For autoregressive language modeling, attention tends to be strongly local with a long tail of sporadic long-range hits—well-matched to sliding windows augmented with global tokens. For document retrieval and summarization, attention is more dispersed, favoring patterns like BigBird that guarantee connectivity. For code, attention follows structural patterns—brackets, function definitions, variable scopes—that align naturally with learned content-based routing.

Vision transformers present yet another profile. Image patches exhibit strong 2D locality, making axial attention (attend along rows, then columns) or window-based schemes like Swin highly effective. The inductive bias of spatial structure dominates, and sparse patterns that respect this geometry outperform generic linguistic sparsity.

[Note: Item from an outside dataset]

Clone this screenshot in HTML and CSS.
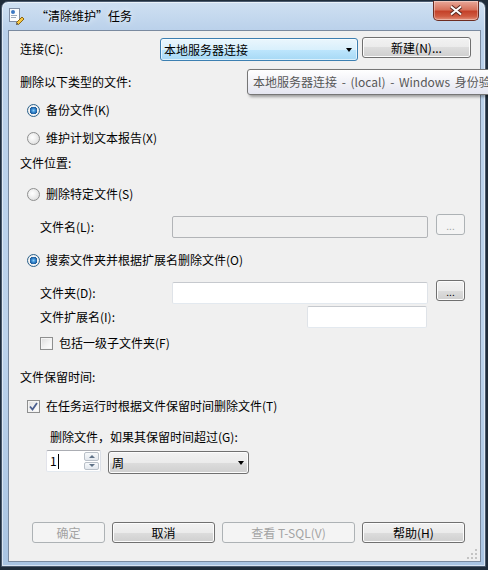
FILE: index.html
```html
<!DOCTYPE html>
<html lang="zh-CN">
<head>
    <meta charset="UTF-8">
    <title>“清除维护”任务</title>
    <link rel="stylesheet" href="styles.css">
</head>
<body>
    <div class="window">
        <div class="titlebar">
            <svg class="app-icon" width="17" height="17" viewBox="0 0 17 17">
                <rect x="1.5" y="0.5" width="10" height="13" fill="#fbfcfe" stroke="#7f8da3"/>
                <circle cx="5" cy="4" r="2" fill="#3b78c4"/>
                <rect x="3" y="7" width="6" height="1" fill="#9aa8bb"/>
                <rect x="3" y="9" width="5" height="1" fill="#9aa8bb"/>
                <path d="M8.5 14.5 L14 9 L16 11 L10.5 16.5 Z" fill="#f4c542" stroke="#8a6512"/>
                <path d="M8.5 14.5 L10.5 16.5 L8 17 Z" fill="#555"/>
            </svg>
            <span class="title">“清除维护”任务</span>
            <button class="close">
                <svg width="14" height="11" viewBox="0 0 14 11">
                    <path d="M2 1.5 L12 9.5 M12 1.5 L2 9.5" stroke="#5b2a22" stroke-width="4"/>
                    <path d="M2 1.5 L12 9.5 M12 1.5 L2 9.5" stroke="#fff" stroke-width="2"/>
                </svg>
            </button>
        </div>

        <div class="client">
            <div class="row row-conn">
                <span class="label-conn">连接(C):</span>
                <div class="combo combo-hot"><span>本地服务器连接</span><i class="arrow"></i></div>
                <button class="btn btn-new">新建(N)...</button>
            </div>

            <div class="row mt-11">删除以下类型的文件:</div>
            <div class="row mt-8 indent-radio"><span class="radio on"></span>备份文件(K)</div>
            <div class="row mt-8 indent-radio"><span class="radio"></span>维护计划文本报告(X)</div>

            <div class="row mt-5">文件位置:</div>
            <div class="row mt-11 indent-radio"><span class="radio"></span>删除特定文件(S)</div>
            <div class="row row-field mt-10 indent-field">
                <span class="field-label">文件名(L):</span>
                <div class="field field-path disabled"></div>
                <button class="btn btn-dots" disabled>...</button>
            </div>
            <div class="row mt-12 indent-radio"><span class="radio on"></span>搜索文件夹并根据扩展名删除文件(O)</div>
            <div class="row row-field mt-10 indent-field">
                <span class="field-label">文件夹(D):</span>
                <div class="field field-path"></div>
                <button class="btn btn-dots">...</button>
            </div>
            <div class="row row-ext mt-2 indent-field">
                <span class="field-label label-ext">文件扩展名(I):</span>
                <div class="field field-ext"></div>
            </div>
            <div class="row mt-5 indent-field"><span class="check"></span>包括一级子文件夹(F)</div>

            <div class="row mt-14">文件保留时间:</div>
            <div class="row mt-9 indent-radio">
                <span class="check on">
                    <svg width="11" height="11" viewBox="0 0 11 11"><path d="M2 5.5 L4.5 8.5 L9 2" fill="none" stroke="#4b5f8f" stroke-width="1.8"/></svg>
                </span>在任务运行时根据文件保留时间删除文件(T)
            </div>
            <div class="row mt-11 indent-age">删除文件，如果其保留时间超过(G):</div>
            <div class="row row-age mt-3">
                <div class="spin">
                    <div class="spin-text">1<i class="caret"></i></div>
                    <div class="spin-btns">
                        <span class="spin-btn"><i class="up"></i></span>
                        <span class="spin-btn"><i class="down"></i></span>
                    </div>
                </div>
                <div class="combo combo-unit"><span>周</span><i class="arrow"></i></div>
            </div>

            <div class="actions">
                <button class="btn btn-ok" disabled>确定</button>
                <button class="btn btn-cancel">取消</button>
                <button class="btn btn-sql" disabled>查看 T-SQL(V)</button>
                <button class="btn btn-help">帮助(H)</button>
            </div>

            <svg class="grip" width="10" height="10" viewBox="0 0 10 10">
                <rect x="8" y="0" width="2" height="2" fill="#c4c4c4"/>
                <rect x="4" y="4" width="2" height="2" fill="#c4c4c4"/>
                <rect x="8" y="4" width="2" height="2" fill="#c4c4c4"/>
                <rect x="0" y="8" width="2" height="2" fill="#c4c4c4"/>
                <rect x="4" y="8" width="2" height="2" fill="#c4c4c4"/>
                <rect x="8" y="8" width="2" height="2" fill="#c4c4c4"/>
            </svg>
        </div>
    </div>

    <div class="tooltip">本地服务器连接 - (local) - Windows 身份验</div>
</body>
</html>
```

FILE: styles.css
```css
* {
    box-sizing: border-box;
}
html, body {
    margin: 0;
}
body {
    position: relative;
    width: 488px;
    height: 570px;
    overflow: hidden;
    background: #1f2c3a;
    font-family: "Microsoft YaHei", "Noto Sans CJK SC", sans-serif;
    font-size: 12px;
    color: #000;
}

/* window frame */
.window {
    margin: 1px 0 0 1px;
    width: 485px;
    height: 566px;
    border: 1px solid #4a5a6e;
    border-radius: 7px 7px 0 0;
    background: linear-gradient(180deg, #cfe0f2 0, #b9d0ea 30px, #bcd3ec 60%, #a9c4e2 100%);
    box-shadow: inset 0 0 0 1px rgba(255, 255, 255, 0.55);
    padding: 0 4px 4px 6px;
    display: flex;
    flex-direction: column;
}
.titlebar {
    height: 28px;
    display: flex;
    align-items: center;
    flex-shrink: 0;
}
.app-icon {
    display: block;
}
.title {
    margin-left: 11px;
    line-height: 16px;
    color: #000;
    text-shadow: 0 0 6px rgba(255, 255, 255, 0.9);
}
.close {
    align-self: flex-start;
    margin: -1px 2px 0 auto;
    width: 46px;
    height: 20px;
    padding: 0;
    border: 1px solid #6d2d22;
    border-top: none;
    border-radius: 0 0 5px 5px;
    background: linear-gradient(180deg, #e9a99a 0, #d7735d 45%, #c5422a 55%, #cf5a40 80%, #e3917c 100%);
    box-shadow: inset 0 0 0 1px rgba(255, 255, 255, 0.35);
    display: flex;
    align-items: center;
    justify-content: center;
}
.close svg {
    display: block;
}

/* dialog client area */
.client {
    position: relative;
    flex: 1;
    border: 1px solid #7a8a9f;
    background: #f0f0f0;
    padding: 6px 0 18px 11px;
    display: flex;
    flex-direction: column;
}
.row {
    display: flex;
    align-items: center;
    height: 20px;
    line-height: 20px;
    white-space: nowrap;
}
.mt-2 { margin-top: 2px; }
.mt-3 { margin-top: 3px; }
.mt-5 { margin-top: 5px; }
.mt-8 { margin-top: 8px; }
.mt-9 { margin-top: 9px; }
.mt-10 { margin-top: 10px; }
.mt-11 { margin-top: 11px; }
.mt-12 { margin-top: 12px; }
.mt-14 { margin-top: 14px; }
.indent-radio {
    padding-left: 7px;
}
.indent-field {
    padding-left: 20px;
}
.indent-age {
    padding-left: 30px;
}

.row-conn {
    height: 24px;
    align-items: flex-start;
}
.label-conn {
    width: 140px;
    line-height: 24px;
}
.row-field {
    height: 24px;
    align-items: flex-start;
}
.field-label {
    width: 132px;
    margin-top: 2px;
    line-height: 22px;
}
.row-ext {
    height: 22px;
    align-items: flex-start;
}
.label-ext {
    width: 267px;
    margin-top: 0;
}
.row-age {
    height: 24px;
    align-items: flex-start;
    padding-left: 26px;
}

/* controls */
.btn {
    height: 21px;
    padding: 0;
    border: 1px solid #707070;
    border-radius: 3px;
    background: linear-gradient(180deg, #f2f2f2 0, #ebebeb 50%, #dddddd 50%, #cfcfcf 100%);
    box-shadow: inset 0 0 0 1px #fcfcfc;
    font-family: inherit;
    font-size: 12px;
    line-height: 18px;
    color: #000;
}
.btn:disabled {
    border-color: #adb2b5;
    background: #f4f4f4;
    box-shadow: none;
    color: #a3a3a3;
}
.btn-new {
    width: 109px;
    margin-left: 4px;
}
.btn-dots {
    width: 29px;
    margin-left: 8px;
    font-size: 10px;
    line-height: 14px;
    padding-top: 3px;
}

.combo {
    display: flex;
    align-items: center;
    border-radius: 3px;
    padding-left: 3px;
}
.combo-hot {
    width: 198px;
    height: 23px;
    margin-top: 1px;
    border: 1px solid #3c7fb1;
    background: linear-gradient(180deg, #eaf6fd 0, #d9f0fc 50%, #bee6fd 50%, #a7d9f5 100%);
    box-shadow: inset 0 0 0 1px rgba(255, 255, 255, 0.6);
}
.combo-hot .arrow {
    margin-right: 5px;
}
.combo-unit {
    width: 141px;
    height: 23px;
    margin-left: 7px;
    margin-top: 1px;
    border: 1px solid #707070;
    background: linear-gradient(180deg, #f2f2f2 0, #ebebeb 50%, #dddddd 50%, #cfcfcf 100%);
    box-shadow: inset 0 0 0 1px #fcfcfc;
}
.arrow {
    margin-left: auto;
    margin-right: 4px;
    width: 0;
    height: 0;
    border-left: 3.5px solid transparent;
    border-right: 3.5px solid transparent;
    border-top: 4px solid #000;
}

.field {
    height: 22px;
    border: 1px solid;
    border-color: #c6c9ce #dfe3e8 #e3e9ef #dfe3e8;
    border-radius: 2px;
    background: #fff;
}
.field-path {
    width: 256px;
    margin-top: 2px;
}
.field-path.disabled {
    background: #f0f0f0;
    border-color: #b2b4b7;
}
.field-ext {
    width: 120px;
}

.radio {
    width: 13px;
    height: 13px;
    margin-right: 6px;
    border-radius: 50%;
    border: 1px solid #8e8f8f;
    background: radial-gradient(circle at 40% 40%, #ffffff 0, #f2f2f2 35%, #d4d4d4 100%);
    flex-shrink: 0;
}
.radio.on {
    border-color: #2c628b;
    background: radial-gradient(circle at 50% 50%, #8ed0f7 0, #3a8cd4 1.8px, #1c5a98 3.6px, #f4f4f4 4px, #e3e3e3 100%);
}
.check {
    width: 13px;
    height: 13px;
    margin-right: 6px;
    border: 1px solid #8e8f8f;
    background: linear-gradient(135deg, #dcdcdc 0, #f3f3f3 55%, #ffffff 100%);
    box-shadow: inset 0 0 0 1px #f4f4f4;
    display: flex;
    align-items: center;
    justify-content: center;
    flex-shrink: 0;
}
.check svg {
    display: block;
}

.spin {
    width: 55px;
    height: 22px;
    display: flex;
    border: 1px solid;
    border-color: #abadb3 #dbdfe6 #e3e9ef #e2e3ea;
    border-radius: 2px;
    background: #fff;
}
.spin-text {
    flex: 1;
    display: flex;
    align-items: center;
    padding-left: 3px;
    line-height: 20px;
}
.caret {
    width: 1px;
    height: 15px;
    margin-left: 1px;
    background: #000;
}
.spin-btns {
    width: 16px;
    display: flex;
    flex-direction: column;
    padding: 1px 1px 1px 0;
    gap: 1px;
}
.spin-btn {
    flex: 1;
    border: 1px solid #b9c0c8;
    border-radius: 2px;
    background: linear-gradient(180deg, #f7f9fb, #e3e8ee);
    display: flex;
    align-items: center;
    justify-content: center;
}
.up, .down {
    width: 0;
    height: 0;
    border-left: 3px solid transparent;
    border-right: 3px solid transparent;
}
.up {
    border-bottom: 3px solid #5f7287;
}
.down {
    border-top: 3px solid #5f7287;
}

.actions {
    margin-top: auto;
    padding-left: 12px;
    display: flex;
    gap: 7px;
}
.btn-ok {
    width: 73px;
}
.btn-cancel,
.btn-help {
    width: 103px;
}
.btn-sql {
    width: 133px;
}
.grip {
    position: absolute;
    right: 3px;
    bottom: 2px;
}

/* hover tooltip over the connection combo */
.tooltip {
    position: absolute;
    left: 247px;
    top: 69px;
    height: 26px;
    padding: 0 6px 0 5px;
    border: 1px solid #767676;
    border-radius: 3px;
    background: linear-gradient(180deg, #ffffff 0, #e4e5f0 100%);
    box-shadow: 2px 2px 3px rgba(0, 0, 0, 0.35);
    color: #575757;
    line-height: 24px;
    white-space: nowrap;
    word-spacing: 2px;
}
```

This heterogeneity suggests that the right question is not 'which sparse pattern is best' but 'what dependency structure does my task exhibit, and which pattern matches it.' Profiling attention entropy, head specialization, and dependency distance in a dense baseline is the most reliable path to selecting—or designing—an effective sparse architecture.

Takeaway
Architectural choices encode assumptions about data structure. When the assumption matches the task, sparsity is nearly free; when it doesn't, no amount of parameters recovers the loss.

Sparse attention is not an approximation of dense attention—it is a family of architectural hypotheses about where information actually lives in a sequence. When those hypotheses align with data structure, sparse models match or exceed dense baselines while scaling to contexts dense attention cannot reach.

The practical takeaway for engineers is threefold: prefer patterns that respect hardware memory hierarchies, combine local precision with global connectivity, and validate sparsity assumptions against your specific task distribution before committing to an architecture.

As context lengths continue to grow, the question shifts from whether to adopt sparse attention to how to design patterns that encode the right priors. The dense baseline is a reference point, not a ceiling.